A verbatim copy of the records is required, with all pictures left out.

(Records with interface code)

==================================================

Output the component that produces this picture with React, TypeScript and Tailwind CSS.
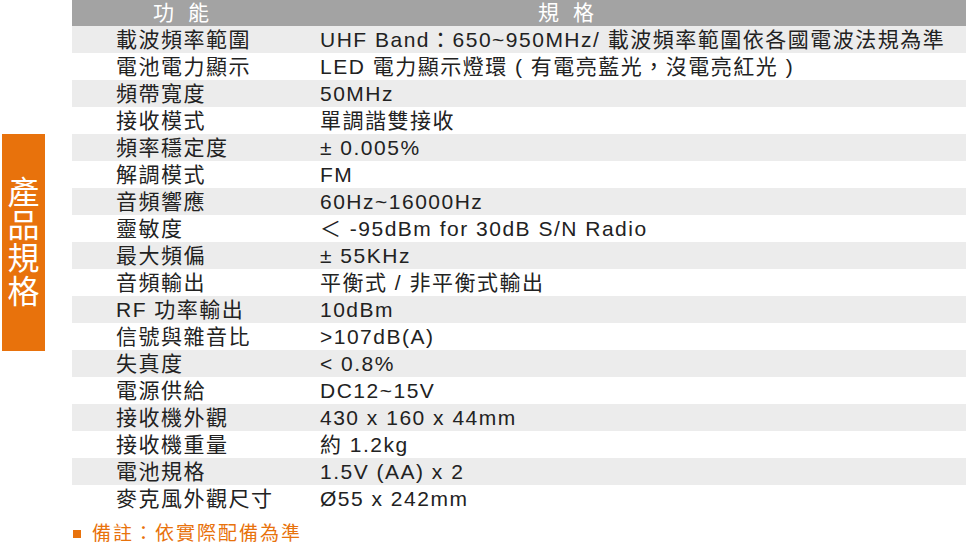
const rows: [string, string][] = [
  ['載波頻率範圍', 'UHF Band：650~950MHz/ 載波頻率範圍依各國電波法規為準'],
  ['電池電力顯示', 'LED 電力顯示燈環 ( 有電亮藍光，沒電亮紅光 )'],
  ['頻帶寬度', '50MHz'],
  ['接收模式', '單調諧雙接收'],
  ['頻率穩定度', '± 0.005%'],
  ['解調模式', 'FM'],
  ['音頻響應', '60Hz~16000Hz'],
  ['靈敏度', '＜ -95dBm for 30dB S/N Radio'],
  ['最大頻偏', '± 55KHz'],
  ['音頻輸出', '平衡式 / 非平衡式輸出'],
  ['RF 功率輸出', '10dBm'],
  ['信號與雜音比', '>107dB(A)'],
  ['失真度', '< 0.8%'],
  ['電源供給', 'DC12~15V'],
  ['接收機外觀', '430 x 160 x 44mm'],
  ['接收機重量', '約 1.2kg'],
  ['電池規格', '1.5V (AA) x 2'],
  ['麥克風外觀尺寸', 'Ø55 x 242mm'],
];

export default function App() {
  return (
    <div
      className="w-[966px] h-[550px] bg-white overflow-hidden flex text-[#222]"
      style={{ fontFamily: '"Liberation Sans", "Noto Sans CJK TC", sans-serif' }}
    >
      {/* side label */}
      <div className="w-[72px] shrink-0 pt-[134px] pl-[2px]">
        <div className="w-[43px] h-[217px] bg-[#e8720c] flex flex-col items-center justify-center text-white text-[32px] leading-[33px]">
          <span>產</span>
          <span>品</span>
          <span>規</span>
          <span>格</span>
        </div>
      </div>

      <div className="flex-1 flex flex-col min-w-0">
        {/* header */}
        <div className="h-[26px] bg-[#a3a3a3] text-white text-[21px] leading-[26px] flex whitespace-nowrap">
          <div className="w-[248px] shrink-0 pl-[81px] tracking-[14px]">功能</div>
          <div className="pl-[218px] tracking-[14px]">規格</div>
        </div>

        {rows.map(([k, v], i) => (
          <div
            key={k}
            className={`h-[27px] flex items-center text-[21px] leading-[27px] whitespace-nowrap tracking-[1.5px] ${
              i % 2 === 0 ? 'bg-[#ececec]' : 'bg-white'
            }`}
          >
            <div className="w-[248px] shrink-0 pl-[44px]">{k}</div>
            <div>{v}</div>
          </div>
        ))}

        <div className="mt-[10px] flex items-center gap-[11px] text-[#e8720c] text-[19px] leading-[24px]">
          <span className="w-[8px] h-[8px] bg-[#e8720c] ml-[1px]" />
          <span className="tracking-[2px]">備註：依實際配備為準</span>
        </div>
      </div>
    </div>
  );
}
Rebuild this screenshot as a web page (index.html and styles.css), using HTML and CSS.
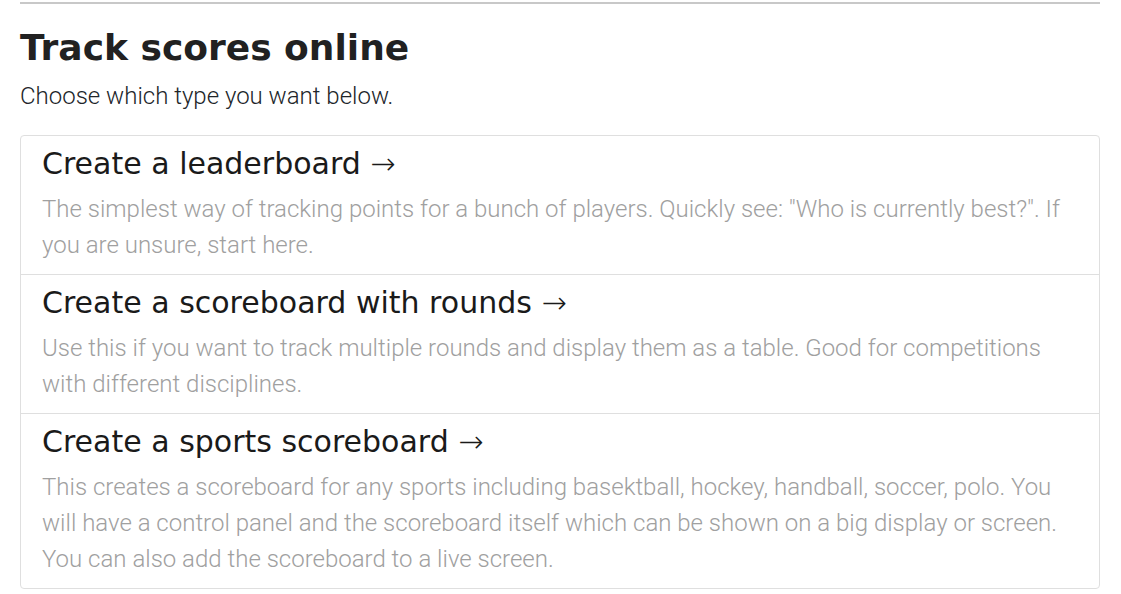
FILE: index.html
```html
<!DOCTYPE html>
<html lang="en">
<head>
<meta charset="utf-8">
<title>Track scores online</title>
<link rel="stylesheet" href="styles.css">
</head>
<body>
<div class="container">
  <hr class="rule">
  <h1 class="page-title">Track scores online</h1>
  <p class="lead">Choose which type you want below.</p>
  <div class="list-group">
    <a class="list-item" href="#">
      <h2 class="item-title">Create a leaderboard <span class="arrow">→</span></h2>
      <p class="item-desc">The simplest way of tracking points for a bunch of players. Quickly see: "Who is currently best?". If you are unsure, start here.</p>
    </a>
    <a class="list-item" href="#">
      <h2 class="item-title">Create a scoreboard with rounds <span class="arrow">→</span></h2>
      <p class="item-desc">Use this if you want to track multiple rounds and display them as a table. Good for competitions with different disciplines.</p>
    </a>
    <a class="list-item" href="#">
      <h2 class="item-title">Create a sports scoreboard <span class="arrow">→</span></h2>
      <p class="item-desc">This creates a scoreboard for any sports including basektball, hockey, handball, soccer, polo. You will have a control panel and the scoreboard itself which can be shown on a big display or screen. You can also add the scoreboard to a live screen.</p>
    </a>
  </div>
</div>
</body>
</html>
```
FILE: styles.css
```css
html, body {
  margin: 0;
  padding: 0;
  background: #fff;
}
body {
  font-family: Roboto, "Liberation Sans", sans-serif;
  font-weight: 300;
  color: #212529;
}
.container {
  width: 1080px;
  margin: 0 auto;
  padding: 0 21px 0 20px;
}
.rule {
  margin: 2px 0 0;
  border: 0;
  border-top: 2px solid #c8c8c8;
  height: 0;
}
.page-title {
  margin: 22px 0 0;
  font-family: "DejaVu Sans", sans-serif;
  font-weight: 700;
  font-size: 36px;
  line-height: 44px;
  color: #212121;
}
.lead {
  margin: 8px 0 0;
  font-size: 24px;
  line-height: 36px;
  color: #212529;
}
.list-group {
  margin-top: 21px;
  border: 1px solid #dfdfdf;
  border-radius: 4px;
  display: flex;
  flex-direction: column;
}
.list-item {
  display: block;
  padding: 10px 21px 11px;
  text-decoration: none;
  border-top: 1px solid #dfdfdf;
}
.list-item:first-child {
  border-top: 0;
}
.item-title {
  margin: 0 0 9px;
  font-family: "DejaVu Sans", sans-serif;
  font-weight: 400;
  font-size: 30px;
  line-height: 36px;
  color: #1a1a1a;
}
.arrow {
  font-weight: 200;
}
.item-desc {
  margin: 0;
  font-size: 24px;
  line-height: 36px;
  color: #a0a0a0;
}
```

==================================================

> [Answer]
Output the component that produces this picture with React, TypeScript and Tailwind CSS.
const rows: [string, string][] = [
  ['載波頻率範圍', 'UHF Band：650~950MHz/ 載波頻率範圍依各國電波法規為準'],
  ['電池電力顯示', 'LED 電力顯示燈環 ( 有電亮藍光，沒電亮紅光 )'],
  ['頻帶寬度', '50MHz'],
  ['接收模式', '單調諧雙接收'],
  ['頻率穩定度', '± 0.005%'],
  ['解調模式', 'FM'],
  ['音頻響應', '60Hz~16000Hz'],
  ['靈敏度', '＜ -95dBm for 30dB S/N Radio'],
  ['最大頻偏', '± 55KHz'],
  ['音頻輸出', '平衡式 / 非平衡式輸出'],
  ['RF 功率輸出', '10dBm'],
  ['信號與雜音比', '>107dB(A)'],
  ['失真度', '< 0.8%'],
  ['電源供給', 'DC12~15V'],
  ['接收機外觀', '430 x 160 x 44mm'],
  ['接收機重量', '約 1.2kg'],
  ['電池規格', '1.5V (AA) x 2'],
  ['麥克風外觀尺寸', 'Ø55 x 242mm'],
];

export default function App() {
  return (
    <div
      className="w-[966px] h-[550px] bg-white overflow-hidden flex text-[#222]"
      style={{ fontFamily: '"Liberation Sans", "Noto Sans CJK TC", sans-serif' }}
    >
      {/* side label */}
      <div className="w-[72px] shrink-0 pt-[134px] pl-[2px]">
        <div className="w-[43px] h-[217px] bg-[#e8720c] flex flex-col items-center justify-center text-white text-[32px] leading-[33px]">
          <span>產</span>
          <span>品</span>
          <span>規</span>
          <span>格</span>
        </div>
      </div>

      <div className="flex-1 flex flex-col min-w-0">
        {/* header */}
        <div className="h-[26px] bg-[#a3a3a3] text-white text-[21px] leading-[26px] flex whitespace-nowrap">
          <div className="w-[248px] shrink-0 pl-[81px] tracking-[14px]">功能</div>
          <div className="pl-[218px] tracking-[14px]">規格</div>
        </div>

        {rows.map(([k, v], i) => (
          <div
            key={k}
            className={`h-[27px] flex items-center text-[21px] leading-[27px] whitespace-nowrap tracking-[1.5px] ${
              i % 2 === 0 ? 'bg-[#ececec]' : 'bg-white'
            }`}
          >
            <div className="w-[248px] shrink-0 pl-[44px]">{k}</div>
            <div>{v}</div>
          </div>
        ))}

        <div className="mt-[10px] flex items-center gap-[11px] text-[#e8720c] text-[19px] leading-[24px]">
          <span className="w-[8px] h-[8px] bg-[#e8720c] ml-[1px]" />
          <span className="tracking-[2px]">備註：依實際配備為準</span>
        </div>
      </div>
    </div>
  );
}
Rebuild this screenshot as a web page (index.html and styles.css), using HTML and CSS.
FILE: index.html
```html
<!DOCTYPE html>
<html lang="en">
<head>
<meta charset="utf-8">
<title>Track scores online</title>
<link rel="stylesheet" href="styles.css">
</head>
<body>
<div class="container">
  <hr class="rule">
  <h1 class="page-title">Track scores online</h1>
  <p class="lead">Choose which type you want below.</p>
  <div class="list-group">
    <a class="list-item" href="#">
      <h2 class="item-title">Create a leaderboard <span class="arrow">→</span></h2>
      <p class="item-desc">The simplest way of tracking points for a bunch of players. Quickly see: "Who is currently best?". If you are unsure, start here.</p>
    </a>
    <a class="list-item" href="#">
      <h2 class="item-title">Create a scoreboard with rounds <span class="arrow">→</span></h2>
      <p class="item-desc">Use this if you want to track multiple rounds and display them as a table. Good for competitions with different disciplines.</p>
    </a>
    <a class="list-item" href="#">
      <h2 class="item-title">Create a sports scoreboard <span class="arrow">→</span></h2>
      <p class="item-desc">This creates a scoreboard for any sports including basektball, hockey, handball, soccer, polo. You will have a control panel and the scoreboard itself which can be shown on a big display or screen. You can also add the scoreboard to a live screen.</p>
    </a>
  </div>
</div>
</body>
</html>
```
FILE: styles.css
```css
html, body {
  margin: 0;
  padding: 0;
  background: #fff;
}
body {
  font-family: Roboto, "Liberation Sans", sans-serif;
  font-weight: 300;
  color: #212529;
}
.container {
  width: 1080px;
  margin: 0 auto;
  padding: 0 21px 0 20px;
}
.rule {
  margin: 2px 0 0;
  border: 0;
  border-top: 2px solid #c8c8c8;
  height: 0;
}
.page-title {
  margin: 22px 0 0;
  font-family: "DejaVu Sans", sans-serif;
  font-weight: 700;
  font-size: 36px;
  line-height: 44px;
  color: #212121;
}
.lead {
  margin: 8px 0 0;
  font-size: 24px;
  line-height: 36px;
  color: #212529;
}
.list-group {
  margin-top: 21px;
  border: 1px solid #dfdfdf;
  border-radius: 4px;
  display: flex;
  flex-direction: column;
}
.list-item {
  display: block;
  padding: 10px 21px 11px;
  text-decoration: none;
  border-top: 1px solid #dfdfdf;
}
.list-item:first-child {
  border-top: 0;
}
.item-title {
  margin: 0 0 9px;
  font-family: "DejaVu Sans", sans-serif;
  font-weight: 400;
  font-size: 30px;
  line-height: 36px;
  color: #1a1a1a;
}
.arrow {
  font-weight: 200;
}
.item-desc {
  margin: 0;
  font-size: 24px;
  line-height: 36px;
  color: #a0a0a0;
}
```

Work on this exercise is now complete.